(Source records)
|---|

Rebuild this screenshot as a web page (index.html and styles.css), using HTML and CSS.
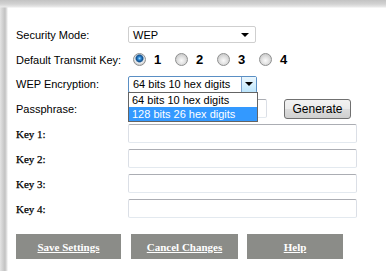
FILE: index.html
```html
<!DOCTYPE html>
<html lang="en">
<head>
  <meta charset="UTF-8" />
  <title>Wireless Security</title>
  <link rel="stylesheet" href="styles.css">
</head>
<body>
  <div class="page">
    <form class="settings">
      <span class="label">Security Mode:</span>
      <div class="field">
        <div class="select select-mode"><span>WEP</span><span class="caret"></span></div>
      </div>

      <span class="label">Default Transmit Key:</span>
      <div class="field radios">
        <label class="radio"><input type="radio" name="txkey" checked><b>1</b></label>
        <label class="radio"><input type="radio" name="txkey"><b>2</b></label>
        <label class="radio"><input type="radio" name="txkey"><b>3</b></label>
        <label class="radio"><input type="radio" name="txkey"><b>4</b></label>
      </div>

      <span class="label">WEP Encryption:</span>
      <div class="field">
        <div class="select select-enc open">
          <span>64 bits 10 hex digits</span>
          <span class="drop"><span class="caret"></span></span>
          <ul class="options">
            <li>64 bits 10 hex digits</li>
            <li class="active">128 bits 26 hex digits</li>
          </ul>
        </div>
      </div>

      <span class="label">Passphrase:</span>
      <div class="field">
        <input type="text" class="text pass">
        <button type="button" class="generate">Generate</button>
      </div>

      <span class="label key">Key 1:</span>
      <div class="field"><input type="text" class="text key-input"></div>
      <span class="label key">Key 2:</span>
      <div class="field"><input type="text" class="text key-input"></div>
      <span class="label key">Key 3:</span>
      <div class="field"><input type="text" class="text key-input"></div>
      <span class="label key">Key 4:</span>
      <div class="field"><input type="text" class="text key-input"></div>
    </form>

    <div class="actions">
      <a href="#" class="action save">Save Settings</a>
      <a href="#" class="action cancel">Cancel Changes</a>
      <a href="#" class="action help">Help</a>
    </div>
  </div>
</body>
</html>
```

FILE: styles.css
```css
html, body {
  margin: 0;
  padding: 0;
}
body {
  font-family: 'Liberation Sans', Arial, sans-serif;
  font-size: 11px;
  color: #000;
  background: #fff;
}
.page {
  width: 386px;
  height: 271px;
  box-sizing: border-box;
  padding: 22px 0 0 16px;
  background:
    linear-gradient(to bottom, #c3c3c3 0, #d2d2d2 4px, #e9e9e9 7px, rgba(255,255,255,0) 8px) top left / 100% 8px no-repeat,
    linear-gradient(to right, #e4e4e4 0, #cfcfcf 3px, #c2c2c2 5px, #e6e6e6 7px, rgba(255,255,255,0) 8px) top left / 8px 100% no-repeat,
    #fff;
}
.settings {
  display: grid;
  grid-template-columns: 112px 1fr;
  grid-template-rows: 25px 25px 24px 25px 25px 25px 25px 25px;
  margin: 0;
}
.label {
  display: flex;
  align-items: center;
}
.label.key {
  font-family: 'Liberation Serif', 'Times New Roman', serif;
  font-size: 11px;
  -webkit-text-stroke: 0.25px #000;
}
.field {
  display: flex;
  align-items: center;
  position: relative;
}
.select {
  height: 17px;
  box-sizing: border-box;
  border: 1px solid #cfcfcf;
  border-radius: 2px;
  display: flex;
  align-items: center;
  padding-left: 4px;
  background: #fff;
  position: relative;
}
.select-mode {
  width: 128px;
  justify-content: space-between;
  padding-right: 6px;
}
.caret {
  width: 0;
  height: 0;
  border-left: 4px solid transparent;
  border-right: 4px solid transparent;
  border-top: 4px solid #000;
}
.select-enc {
  width: 129px;
  border-color: #5a8fc4;
  padding-right: 0;
  justify-content: space-between;
}
.drop {
  width: 15px;
  height: 15px;
  box-sizing: border-box;
  border-left: 1px solid #7da2ce;
  background: linear-gradient(#eaf6fd, #d7effc 50%, #bce5fc);
  display: flex;
  align-items: center;
  justify-content: center;
}
.options {
  position: absolute;
  top: 15px;
  left: -1px;
  width: 130px;
  box-sizing: border-box;
  margin: 0;
  padding: 0;
  list-style: none;
  border: 1px solid #646464;
  background: #fff;
  z-index: 2;
}
.options li {
  height: 14px;
  line-height: 14px;
  padding-left: 3px;
}
.options li.active {
  background: #3399ff;
  color: #fff;
}
.radios {
  padding-left: 5px;
}
.radio {
  display: inline-flex;
  align-items: center;
  width: 42px;
}
.radio input {
  -webkit-appearance: none;
  appearance: none;
  margin: 0 8px 0 0;
  width: 13px;
  height: 13px;
  border-radius: 50%;
  border: 1px solid #8e8f8f;
  box-sizing: border-box;
  background: radial-gradient(circle at 50% 60%, #fafafa 0, #e6e6e6 3px, #cfcfcf 6px);
}
.radio input:checked {
  background: radial-gradient(circle at 50% 40%, #a5dcff 0, #2a88d8 1.6px, #17518a 3.2px, #5a8ab6 3.8px, #f2f2f2 4.6px, #d0d0d0 6px);
}
.radio b {
  font-family: 'Liberation Sans', Arial, sans-serif;
  font-size: 13px;
  font-weight: bold;
}
.text {
  height: 19px;
  box-sizing: border-box;
  margin: 0;
  padding: 0 3px;
  border: 1px solid #dbdfe6;
  border-top-color: #abadb3;
  border-bottom-color: #e3e9ef;
  border-radius: 2px;
  background: #fff;
  font: inherit;
}
.pass {
  width: 139px;
}
.key-input {
  width: 229px;
}
.generate {
  margin-left: 17px;
  width: 67px;
  height: 20px;
  padding: 0;
  border: 1px solid #707070;
  border-radius: 3px;
  background: linear-gradient(#f2f2f2, #ebebeb 50%, #dddddd 51%, #cfcfcf);
  font-family: 'Liberation Sans', Arial, sans-serif;
  font-size: 12px;
  color: #000;
}
.actions {
  display: flex;
  gap: 9px;
  margin-top: 13px;
}
.action {
  height: 25px;
  display: flex;
  align-items: center;
  justify-content: center;
  background: #8b8c88;
  color: #fff;
  font-family: 'Liberation Serif', 'Times New Roman', serif;
  font-weight: bold;
  font-size: 11px;
}
.save {
  width: 105px;
  margin-right: 1px;
}
.cancel {
  width: 107px;
}
.help {
  width: 96px;
}
```
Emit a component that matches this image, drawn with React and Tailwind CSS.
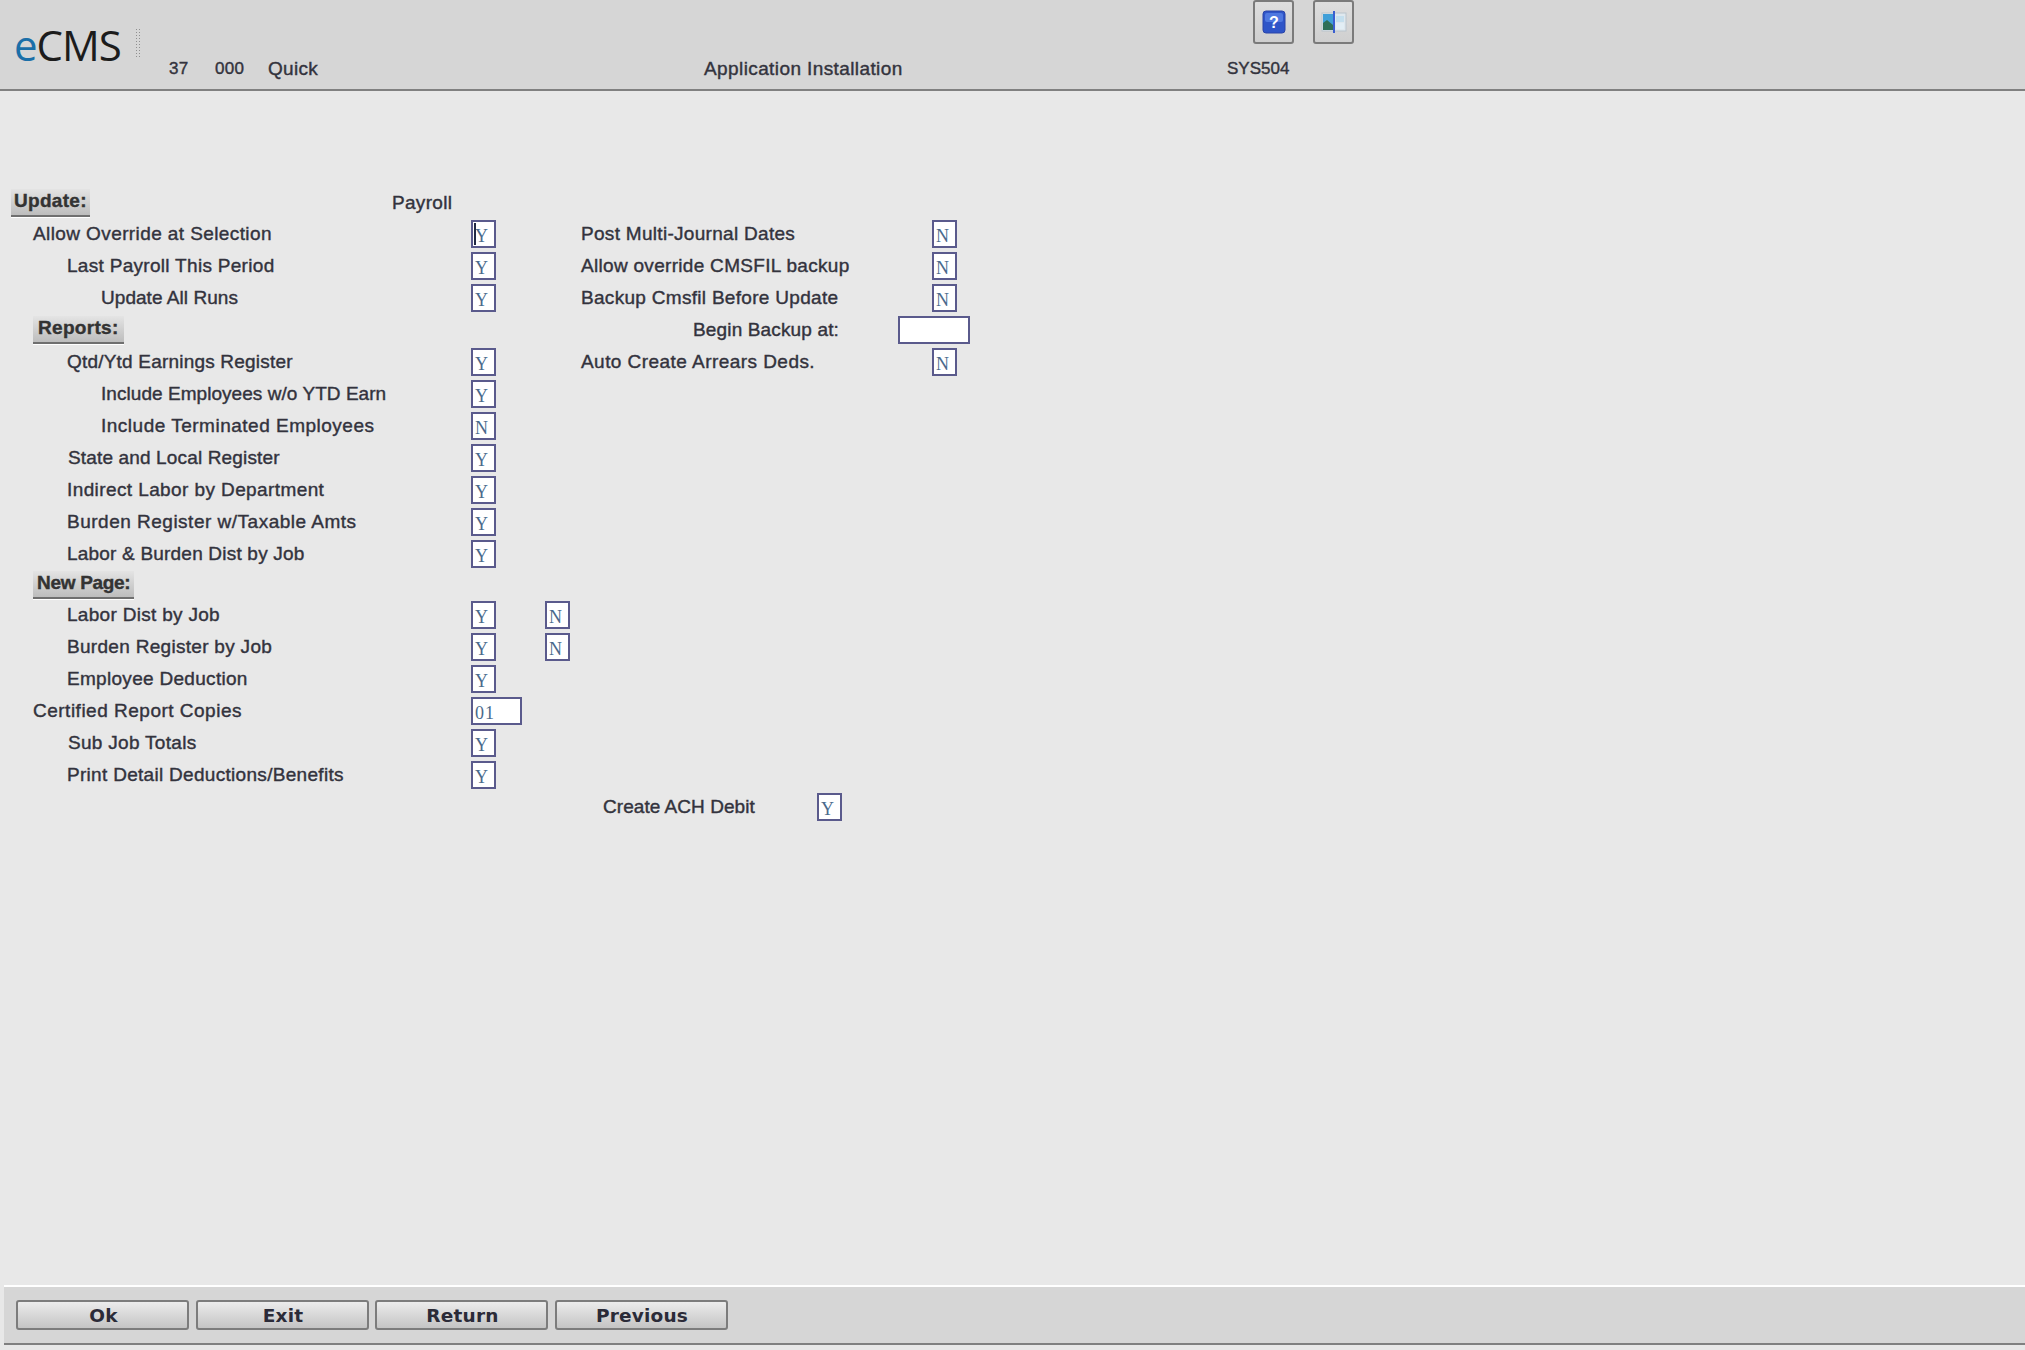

|---|

# Set problem
Repeat the data in full and exactly. Omit pictures.

# Solved problem
Rebuild this screenshot as a web page (index.html and styles.css), using HTML and CSS.
FILE: index.html
```html
<!DOCTYPE html>
<html lang="en">
<head>
  <meta charset="UTF-8" />
  <title>Wireless Security</title>
  <link rel="stylesheet" href="styles.css">
</head>
<body>
  <div class="page">
    <form class="settings">
      <span class="label">Security Mode:</span>
      <div class="field">
        <div class="select select-mode"><span>WEP</span><span class="caret"></span></div>
      </div>

      <span class="label">Default Transmit Key:</span>
      <div class="field radios">
        <label class="radio"><input type="radio" name="txkey" checked><b>1</b></label>
        <label class="radio"><input type="radio" name="txkey"><b>2</b></label>
        <label class="radio"><input type="radio" name="txkey"><b>3</b></label>
        <label class="radio"><input type="radio" name="txkey"><b>4</b></label>
      </div>

      <span class="label">WEP Encryption:</span>
      <div class="field">
        <div class="select select-enc open">
          <span>64 bits 10 hex digits</span>
          <span class="drop"><span class="caret"></span></span>
          <ul class="options">
            <li>64 bits 10 hex digits</li>
            <li class="active">128 bits 26 hex digits</li>
          </ul>
        </div>
      </div>

      <span class="label">Passphrase:</span>
      <div class="field">
        <input type="text" class="text pass">
        <button type="button" class="generate">Generate</button>
      </div>

      <span class="label key">Key 1:</span>
      <div class="field"><input type="text" class="text key-input"></div>
      <span class="label key">Key 2:</span>
      <div class="field"><input type="text" class="text key-input"></div>
      <span class="label key">Key 3:</span>
      <div class="field"><input type="text" class="text key-input"></div>
      <span class="label key">Key 4:</span>
      <div class="field"><input type="text" class="text key-input"></div>
    </form>

    <div class="actions">
      <a href="#" class="action save">Save Settings</a>
      <a href="#" class="action cancel">Cancel Changes</a>
      <a href="#" class="action help">Help</a>
    </div>
  </div>
</body>
</html>
```

FILE: styles.css
```css
html, body {
  margin: 0;
  padding: 0;
}
body {
  font-family: 'Liberation Sans', Arial, sans-serif;
  font-size: 11px;
  color: #000;
  background: #fff;
}
.page {
  width: 386px;
  height: 271px;
  box-sizing: border-box;
  padding: 22px 0 0 16px;
  background:
    linear-gradient(to bottom, #c3c3c3 0, #d2d2d2 4px, #e9e9e9 7px, rgba(255,255,255,0) 8px) top left / 100% 8px no-repeat,
    linear-gradient(to right, #e4e4e4 0, #cfcfcf 3px, #c2c2c2 5px, #e6e6e6 7px, rgba(255,255,255,0) 8px) top left / 8px 100% no-repeat,
    #fff;
}
.settings {
  display: grid;
  grid-template-columns: 112px 1fr;
  grid-template-rows: 25px 25px 24px 25px 25px 25px 25px 25px;
  margin: 0;
}
.label {
  display: flex;
  align-items: center;
}
.label.key {
  font-family: 'Liberation Serif', 'Times New Roman', serif;
  font-size: 11px;
  -webkit-text-stroke: 0.25px #000;
}
.field {
  display: flex;
  align-items: center;
  position: relative;
}
.select {
  height: 17px;
  box-sizing: border-box;
  border: 1px solid #cfcfcf;
  border-radius: 2px;
  display: flex;
  align-items: center;
  padding-left: 4px;
  background: #fff;
  position: relative;
}
.select-mode {
  width: 128px;
  justify-content: space-between;
  padding-right: 6px;
}
.caret {
  width: 0;
  height: 0;
  border-left: 4px solid transparent;
  border-right: 4px solid transparent;
  border-top: 4px solid #000;
}
.select-enc {
  width: 129px;
  border-color: #5a8fc4;
  padding-right: 0;
  justify-content: space-between;
}
.drop {
  width: 15px;
  height: 15px;
  box-sizing: border-box;
  border-left: 1px solid #7da2ce;
  background: linear-gradient(#eaf6fd, #d7effc 50%, #bce5fc);
  display: flex;
  align-items: center;
  justify-content: center;
}
.options {
  position: absolute;
  top: 15px;
  left: -1px;
  width: 130px;
  box-sizing: border-box;
  margin: 0;
  padding: 0;
  list-style: none;
  border: 1px solid #646464;
  background: #fff;
  z-index: 2;
}
.options li {
  height: 14px;
  line-height: 14px;
  padding-left: 3px;
}
.options li.active {
  background: #3399ff;
  color: #fff;
}
.radios {
  padding-left: 5px;
}
.radio {
  display: inline-flex;
  align-items: center;
  width: 42px;
}
.radio input {
  -webkit-appearance: none;
  appearance: none;
  margin: 0 8px 0 0;
  width: 13px;
  height: 13px;
  border-radius: 50%;
  border: 1px solid #8e8f8f;
  box-sizing: border-box;
  background: radial-gradient(circle at 50% 60%, #fafafa 0, #e6e6e6 3px, #cfcfcf 6px);
}
.radio input:checked {
  background: radial-gradient(circle at 50% 40%, #a5dcff 0, #2a88d8 1.6px, #17518a 3.2px, #5a8ab6 3.8px, #f2f2f2 4.6px, #d0d0d0 6px);
}
.radio b {
  font-family: 'Liberation Sans', Arial, sans-serif;
  font-size: 13px;
  font-weight: bold;
}
.text {
  height: 19px;
  box-sizing: border-box;
  margin: 0;
  padding: 0 3px;
  border: 1px solid #dbdfe6;
  border-top-color: #abadb3;
  border-bottom-color: #e3e9ef;
  border-radius: 2px;
  background: #fff;
  font: inherit;
}
.pass {
  width: 139px;
}
.key-input {
  width: 229px;
}
.generate {
  margin-left: 17px;
  width: 67px;
  height: 20px;
  padding: 0;
  border: 1px solid #707070;
  border-radius: 3px;
  background: linear-gradient(#f2f2f2, #ebebeb 50%, #dddddd 51%, #cfcfcf);
  font-family: 'Liberation Sans', Arial, sans-serif;
  font-size: 12px;
  color: #000;
}
.actions {
  display: flex;
  gap: 9px;
  margin-top: 13px;
}
.action {
  height: 25px;
  display: flex;
  align-items: center;
  justify-content: center;
  background: #8b8c88;
  color: #fff;
  font-family: 'Liberation Serif', 'Times New Roman', serif;
  font-weight: bold;
  font-size: 11px;
}
.save {
  width: 105px;
  margin-right: 1px;
}
.cancel {
  width: 107px;
}
.help {
  width: 96px;
}
```
Emit a component that matches this image, drawn with React and Tailwind CSS.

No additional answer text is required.